Volksstimme, 23. November 2009

Leserbrief

Betr.: "Verschwiegene Front von ehemaligen Funktionsträgern"

Die verschwiegene Front der ehemaligen Funktionsträgern der DDR schließt eine Versöhnung mit ihnen aus, erklärt Gerhard Ruden, der Landesbeauftragte für die Stasi-Unterlagen. Er kritisiert mit diesem Satz Ilse Junkermann, die neue Landesbischöfin der Evangelischen Kirche Mitteldeutschlands. Sie hätte sich erst einmal bei den Opferverbänden und den Aufarbeitern der SED-Diktatur kundig machen müssen, bevor sie als Westdeutsche auf der Synode ihrer Kirche in der Lutherstadt Wittenberg eine differenzierte Aufarbeitung der DDR-Geschichte und eine Versöhnung mit den Systemnahen dieses Staates forderte.
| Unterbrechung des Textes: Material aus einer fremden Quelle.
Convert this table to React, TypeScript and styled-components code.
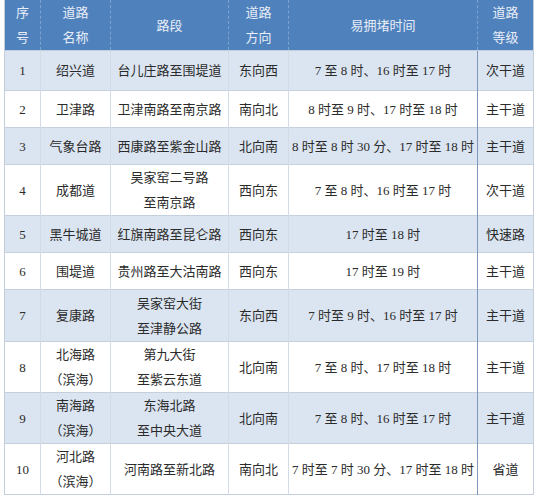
import styled, { createGlobalStyle } from 'styled-components';

const GlobalStyle = createGlobalStyle`
  html, body {
    margin: 0;
    padding: 0;
    background: #ffffff;
  }
`;

const Page = styled.div`
  padding: 0 0 0 4px;
  width: 539px;
  height: 500px;
  overflow: hidden;
  box-sizing: border-box;
`;

const Table = styled.table`
  width: 529px;
  table-layout: fixed;
  border-collapse: collapse;
  font-family: "Liberation Serif", "Noto Sans CJK SC", serif;
  font-size: 13px;
  color: #2b2b2b;
  border: 1px solid #c3cedb;
  border-top: none;
`;

const HeadCell = styled.th`
  background: #4f81bd;
  color: #e8eef7;
  font-weight: normal;
  text-align: center;
  line-height: 25px;
  height: 50px;
  padding: 0;
  border-left: 1px dashed #7fa3d1;
  &:first-child {
    border-left: none;
  }
`;

const Row = styled.tr<{ $alt: boolean; $h: number }>`
  background: ${(p) => (p.$alt ? '#dbe5f1' : '#ffffff')};
  height: ${(p) => p.$h}px;
`;

const Cell = styled.td<{ $strong?: boolean }>`
  text-align: center;
  padding: 0;
  line-height: 25px;
  border-top: 1px solid #c5d0de;
  border-left: 1px ${(p) => (p.$strong ? 'solid #7f97bd' : 'solid #d3dbe6')};
  &:first-child {
    border-left: none;
  }
`;

type Item = {
  no: string;
  name: string[];
  section: string[];
  dir: string;
  time: string;
  level: string;
  h: number;
};

const rows: Item[] = [
  { no: '1', name: ['绍兴道'], section: ['台儿庄路至围堤道'], dir: '东向西', time: '7 至 8 时、16 时至 17 时', level: '次干道', h: 40 },
  { no: '2', name: ['卫津路'], section: ['卫津南路至南京路'], dir: '南向北', time: '8 时至 9 时、17 时至 18 时', level: '主干道', h: 37 },
  { no: '3', name: ['气象台路'], section: ['西康路至紫金山路'], dir: '北向南', time: '8 时至 8 时 30 分、17 时至 18 时', level: '主干道', h: 37 },
  { no: '4', name: ['成都道'], section: ['吴家窑二号路', '至南京路'], dir: '西向东', time: '7 至 8 时、16 时至 17 时', level: '次干道', h: 49 },
  { no: '5', name: ['黑牛城道'], section: ['红旗南路至昆仑路'], dir: '西向东', time: '17 时至 18 时', level: '快速路', h: 37 },
  { no: '6', name: ['围堤道'], section: ['贵州路至大沽南路'], dir: '西向东', time: '17 时至 19 时', level: '主干道', h: 37 },
  { no: '7', name: ['复康路'], section: ['吴家窑大街', '至津静公路'], dir: '东向西', time: '7 时至 9 时、16 时至 17 时', level: '主干道', h: 52 },
  { no: '8', name: ['北海路', '（滨海）'], section: ['第九大街', '至紫云东道'], dir: '北向南', time: '7 至 8 时、17 时至 18 时', level: '主干道', h: 51 },
  { no: '9', name: ['南海路', '（滨海）'], section: ['东海北路', '至中央大道'], dir: '北向南', time: '7 至 8 时、16 时至 17 时', level: '主干道', h: 51 },
  { no: '10', name: ['河北路', '（滨海）'], section: ['河南路至新北路'], dir: '南向北', time: '7 时至 7 时 30 分、17 时至 18 时', level: '省道', h: 47 },
];

const Lines = ({ items }: { items: string[] }) => (
  <>
    {items.map((t, i) => (
      <div key={i}>{t}</div>
    ))}
  </>
);

export default function App() {
  return (
    <Page>
      <GlobalStyle />
      <Table>
        <colgroup>
          <col style={{ width: 36 }} />
          <col style={{ width: 70 }} />
          <col style={{ width: 118 }} />
          <col style={{ width: 60 }} />
          <col style={{ width: 189 }} />
          <col style={{ width: 56 }} />
        </colgroup>
        <thead>
          <tr>
            <HeadCell>序<br />号</HeadCell>
            <HeadCell>道路<br />名称</HeadCell>
            <HeadCell>路段</HeadCell>
            <HeadCell>道路<br />方向</HeadCell>
            <HeadCell>易拥堵时间</HeadCell>
            <HeadCell>道路<br />等级</HeadCell>
          </tr>
        </thead>
        <tbody>
          {rows.map((r, i) => (
            <Row key={r.no} $alt={i % 2 === 0} $h={r.h}>
              <Cell>{r.no}</Cell>
              <Cell><Lines items={r.name} /></Cell>
              <Cell><Lines items={r.section} /></Cell>
              <Cell>{r.dir}</Cell>
              <Cell>{r.time}</Cell>
              <Cell $strong>{r.level}</Cell>
            </Row>
          ))}
        </tbody>
      </Table>
    </Page>
  );
}
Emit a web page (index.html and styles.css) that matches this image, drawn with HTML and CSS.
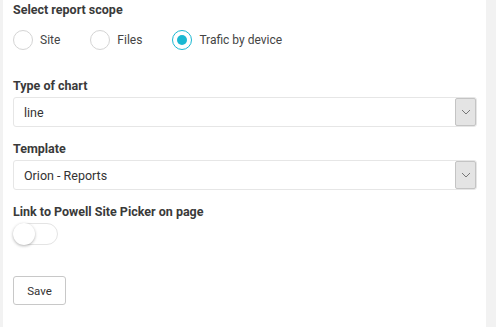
FILE: index.html
```html
<!DOCTYPE html>
<html lang="en">
<head>
    <meta charset="UTF-8">
    <meta name="viewport" content="width=device-width, initial-scale=1.0">
    <title>Report settings</title>
    <link rel="stylesheet" href="styles.css">
</head>
<body>

    <div class="panel">
        <div class="field">
            <div class="label">Select report scope</div>
            <div class="radios">
                <label class="radio"><span class="circle"></span>Site</label>
                <label class="radio"><span class="circle"></span>Files</label>
                <label class="radio checked"><span class="circle"></span>Trafic by device</label>
            </div>
        </div>

        <div class="field">
            <div class="label">Type of chart</div>
            <div class="select">
                <span class="value">line</span>
                <span class="arrow">
                    <svg width="10" height="6" viewBox="0 0 10 6"><path d="M1 1 L5 5 L9 1" fill="none" stroke="#777" stroke-width="1"/></svg>
                </span>
            </div>
        </div>

        <div class="field">
            <div class="label">Template</div>
            <div class="select">
                <span class="value">Orion - Reports</span>
                <span class="arrow">
                    <svg width="10" height="6" viewBox="0 0 10 6"><path d="M1 1 L5 5 L9 1" fill="none" stroke="#777" stroke-width="1"/></svg>
                </span>
            </div>
        </div>

        <div class="field">
            <div class="label">Link to Powell Site Picker on page</div>
            <div class="toggle"><span class="knob"></span></div>
        </div>

        <button class="save">Save</button>
    </div>

</body>
</html>
```

FILE: styles.css
```css
body {
    margin: 0;
    padding: 0;
    background-color: #f2f2f2;
    font-family: Roboto, "Liberation Sans", sans-serif;
    color: #333;
}

.panel {
    margin-left: 3px;
    width: 483px;
    height: 327px;
    box-sizing: border-box;
    background-color: #fff;
    padding: 2px 9px 0 10px;
}

.label {
    font-size: 12.5px;
    font-weight: bold;
    line-height: 16px;
    color: #3a3a3a;
}

.field {
    margin-bottom: 14px;
}

.radios {
    display: flex;
    margin-top: 12px;
    margin-bottom: 28px;
}

.radio {
    display: flex;
    align-items: center;
    font-size: 12px;
    color: #444;
    margin-right: 30px;
}

.circle {
    width: 18px;
    height: 18px;
    border: 1px solid #d4d4d4;
    border-radius: 50%;
    margin-right: 7px;
    display: flex;
    align-items: center;
    justify-content: center;
    box-sizing: content-box;
}

.radio.checked .circle {
    border-color: #1ab8d2;
}

.radio.checked .circle::after {
    content: "";
    width: 10px;
    height: 10px;
    border-radius: 50%;
    background-color: #1ab8d2;
}

.select {
    margin-top: 3px;
    height: 30px;
    border: 1px solid #e6e6e6;
    border-radius: 3px;
    display: flex;
    align-items: center;
    justify-content: space-between;
    box-sizing: border-box;
    font-size: 12.5px;
    color: #333;
}

.value {
    padding-left: 10px;
}

.arrow {
    width: 21px;
    height: 28px;
    background-color: #e4e4e4;
    border: 1px solid #c4c4c4;
    border-radius: 2px;
    display: flex;
    align-items: center;
    justify-content: center;
    box-sizing: border-box;
}

.toggle {
    margin-top: 3px;
    width: 45px;
    height: 22px;
    border: 1px solid #e4e4e4;
    border-radius: 11px;
    box-sizing: border-box;
    position: relative;
}

.knob {
    position: absolute;
    left: -1px;
    top: -1px;
    width: 22px;
    height: 22px;
    border-radius: 50%;
    background-color: #fff;
    box-shadow: 0 1px 3px rgba(0, 0, 0, 0.3);
}

.save {
    display: block;
    margin-top: 31px;
    width: 53px;
    height: 29px;
    background-color: #fff;
    border: 1px solid #c8c8c8;
    border-radius: 3px;
    font-family: Roboto, "Liberation Sans", sans-serif;
    font-size: 11.5px;
    color: #333;
    padding: 0;
}
```
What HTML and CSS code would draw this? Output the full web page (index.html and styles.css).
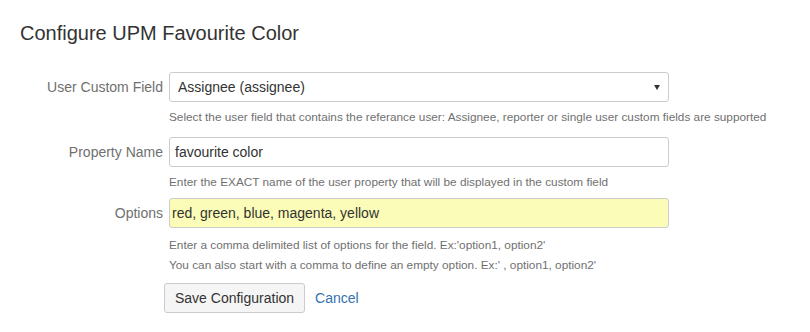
FILE: index.html
```html
<!DOCTYPE html>
<html lang="en">
<head>
    <meta charset="UTF-8">
    <title>Configure UPM Favourite Color</title>
    <link rel="stylesheet" href="styles.css">
</head>
<body>
    <div class="page">
        <h1>Configure UPM Favourite Color</h1>
        <form class="config-form">
            <div class="field-group first">
                <label for="user-field">User Custom Field</label>
                <div class="select-wrap">
                    <select id="user-field" class="text">
                        <option>Assignee (assignee)</option>
                    </select>
                    <span class="select-arrow"></span>
                </div>
                <div class="description">Select the user field that contains the referance user: Assignee, reporter or single user custom fields are supported</div>
            </div>
            <div class="field-group second">
                <label for="property-name">Property Name</label>
                <input id="property-name" class="text" type="text" value="favourite color">
                <div class="description">Enter the EXACT name of the user property that will be displayed in the custom field</div>
            </div>
            <div class="field-group third">
                <label for="options">Options</label>
                <input id="options" class="text highlight" type="text" value="red, green, blue, magenta, yellow">
                <div class="description">
                    Enter a comma delimited list of options for the field. Ex:'option1, option2'<br>
                    You can also start with a comma to define an empty option. Ex:' , option1, option2'
                </div>
            </div>
            <div class="buttons">
                <button type="button" class="button">Save Configuration</button>
                <a href="#" class="cancel">Cancel</a>
            </div>
        </form>
    </div>
</body>
</html>
```

FILE: styles.css
```css
/* base */
body {
    margin: 0;
    font-family: "Liberation Sans", Arial, sans-serif;
    font-size: 14px;
    color: #333;
    background-color: #fff;
}

.page {
    padding: 18px 20px 20px;
}

h1 {
    margin: 0 0 24px;
    font-size: 20px;
    line-height: 30px;
    font-weight: normal;
    color: #333;
}

/* form rows */
.field-group {
    display: grid;
    grid-template-columns: 143px 500px;
    column-gap: 6px;
}

.field-group.first {
    margin-bottom: 10px;
}

.field-group.second {
    margin-bottom: 6px;
}

.field-group label {
    grid-column: 1;
    text-align: right;
    line-height: 30px;
    color: #707070;
}

.field-group .text,
.field-group .select-wrap {
    grid-column: 2;
}

.text {
    box-sizing: border-box;
    width: 500px;
    height: 30px;
    margin: 0;
    padding: 0 5px;
    border: 1px solid #ccc;
    border-radius: 3px;
    background-color: #fff;
    font-family: inherit;
    font-size: 14px;
    color: #333;
}

.text.highlight {
    padding-left: 2px;
    background-color: #fbfcb7;
}

.select-wrap {
    position: relative;
}

select.text {
    appearance: none;
    -webkit-appearance: none;
    display: block;
    padding-left: 8px;
}

.select-arrow {
    position: absolute;
    top: 13px;
    right: 9px;
    width: 0;
    height: 0;
    border-left: 3px solid transparent;
    border-right: 3px solid transparent;
    border-top: 5px solid #333;
}

.description {
    grid-column: 2;
    margin-top: 5px;
    font-size: 11.8px;
    line-height: 20px;
    color: #707070;
    white-space: nowrap;
}

.field-group.third .description {
    margin-top: 7px;
}

/* buttons */
.buttons {
    display: flex;
    align-items: center;
    margin-top: 8px;
    padding-left: 144px;
}

.button {
    box-sizing: border-box;
    height: 30px;
    padding: 0 10px;
    border: 1px solid #ccc;
    border-radius: 3px;
    background-color: #f5f5f5;
    font-family: inherit;
    font-size: 14px;
    color: #333;
}

.cancel {
    margin-left: 10px;
    color: #3572b0;
    text-decoration: none;
}
```
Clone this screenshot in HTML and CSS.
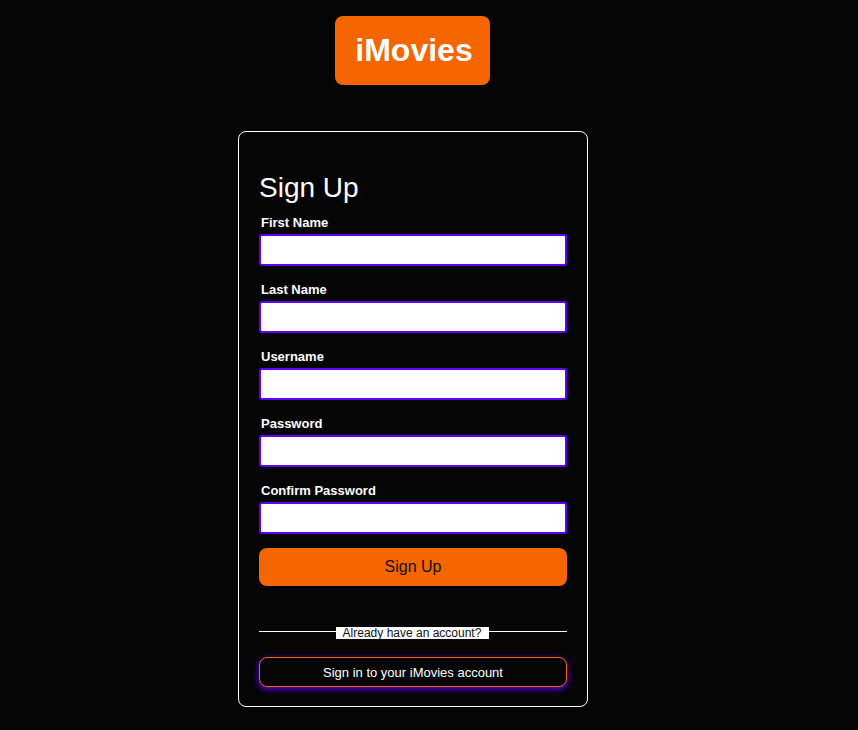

Er, Ruden, sei auch für Versöhnung, jedoch nicht ohne Gegenleistung.
 
Versöhnung verlangt aber keine Gegenleistung im Voraus. Sie ist ein Geschenk, das man sich nicht erwerben kann. Selbstgerechte, die ganze Menschengruppen in Schubladen der Verurteilung ablegen, werden von tiefsitzendem Hass gesteuert. Hass kennt keine Versöhnung, engt das eigene Leben ein und versteinert die Seele. Wer von uns in der DDR gelebt hat, ist mehr oder weniger Teil ihrer dunklen Seite. Der Evangelist Johannes lässt Jesus sagen: Wer unter Euch ohne Sünde ist, werfe den ersten Stein. Versöhnung wächst auf dem Boden der Demut, sie hofft gegen alle Erfahrung, dass Menschen sich ändern können. Sie erzeugt ein Klima des Vertrauens, so dass sie sich öffnen und sich ihrem Irrweg stellen können. Sie löst die Verkrampfung im Umgang mit Funktionärsträgern. Sie schaut auf den Einzelnen und gibt ihm eine neue Chance.
 
Natürlich sind selbstgerechte Betonköpfe kaum zu erreichen, aber sie gab es zu allen Zeiten. Ihre DDR-Vertreter sind trotz aller wilden Verschwörungstheorien keine Gefahr mehr für die ostdeutsche Gesellschaft.